Summary: Elijah’s obedience to announcing judgement on Israel because of apostacy landed him in stressful situations but God wonderfully provided for him.


Being a prophet in Israel wasn’t a bundle of fun! Elijah often found himself in stressful situations. True, he had the prestige of being Jehovah’s messenger to those who recognized him, but all too often his message wasn’t welcomed and he became very unpopular. The trouble was that he had to convey a word of condemnation to establishment figures because they were acting quite contrary to God’s express commands, and if they continued they would bring about judgment upon themselves.

Naturally, these authority figures resented the intrusion of this holy man in the way they ran the country. It still happens today. Whenever an archbishop or a senior church leader dares to make a comment on some aspect of national life that is contrary to the standard of Scripture, the politicians are up in arms on this alleged interference on their domain by these troublesome clerics! But thank God for them, for we need these "Elijahs" to announce God’s judgments on a corrupt society.

This was the position with Elijah in the reign of King Ahab of Israel. Ahab is branded in the history books as a king who "did more evil in the eyes of the Lord than any of those before him" (I Kings 16:30). What a dreadful epitaph of one’s life on earth! And what’s more, it’s said of him that he "did more to provoke the Lord, the God of Israel, to anger than did all the kings of Israel before him" (33).

We may wonder what has all this got to do with us in the 21st century? These stories of ancient Israel have been preserved for us in the Bible, not only as a historical record of this unique nation, but for our benefit so that we can learn from the principles they embody in our relationship with God and our families and neighbours in the short time we’re on earth. Let’s see what lessons are highlighted in this Elijah story, back in the society of the ninth century BC. The first is the general principle of:


There’s a great contrast between Elijah and King Ahab as the representative of his nation. Elijah was true to the meaning of his name, "I am a man who serves Jehovah". But Ahab and most of his subjects were the opposite. God loved Israel, the people he had called out to become a light to the nations and eventually to bring them his salvation.

What God wanted, and still wants, is a people who are holy - the word means "being different". How sad he was, then, when they turned from Jehovah to worshipping the heathen gods of the surrounding nations, absorbing their degrading practices. It’s not surprising that God had to take some stern remedial action. This shouldn’t be a surprise to anyone - it’s a matter of cause and effect. A verse from Proverbs makes it plain,"Righteousness exalts a nation, but sin is a disgrace to any people" (14:34). In the end it brings shame and suffering. The next lesson we see in the story is:


Elijah, as God’s representative, was instructed to confront Ahab with advance notice that judgment was on its way. There were no "ifs" and "buts" about it; the sentence had been passed. The prophet told the king, "As the Lord, the God of Israel, lives, whom I serve, there will be neither dew nor rain in the next few years except at my word" (17:1).

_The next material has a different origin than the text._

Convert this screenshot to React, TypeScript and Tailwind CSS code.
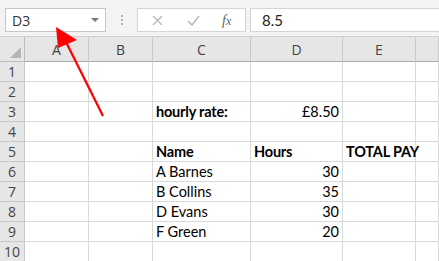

The lands of the Middle East have an extremely hot climate and a plentiful supply of rain is essential if famine is to be averted. In effect, what he was saying to Ahab was "You’ve decided to reject Jehovah’s laws and so you must bear the consequences of your actions."

When I hired a car on holiday I was given a diesel engine vehicle and was told by the car hire representative, "Be careful to fill up with diesel, not petrol, because if you put the wrong fuel in, it will foul up the engine and will have to cleaned out at considerable cost to you!" It’s the same with our lives. If we disobey what God intended, ignoring the Maker’s handbook, the Bible, we get the logical result, God’s rejection and condemnation.

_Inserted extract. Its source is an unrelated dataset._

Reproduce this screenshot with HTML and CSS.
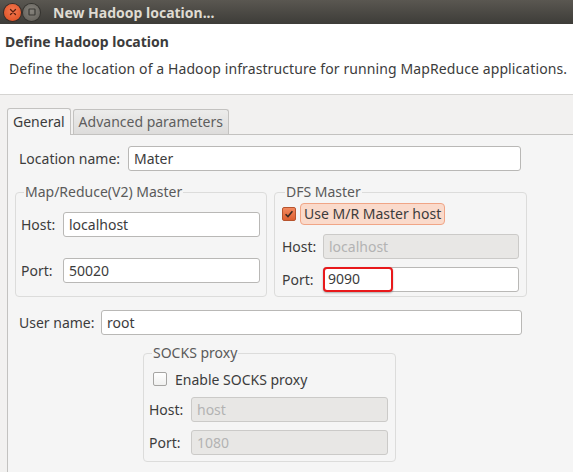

Sure enough, drought came. Although it was a punishment to a backslidden nation, it affected both the small remnant of those faithful to God as well as the reprobate. But God doesn’t desert his people, even though they are caught up in the adverse circumstances. As we look at the detail in Elijah’s story we learn of:


Elijah was to prove God’s faithfulness to those who obey him. We read that God made ample provision for his servant at the brook Kerith, where he had water to drink, and he was supplied with food by the unusual means of ravens. Of course it was a miracle, but surely the God of Creation can employ his creatures or use any other instruments to meet the needs of his people.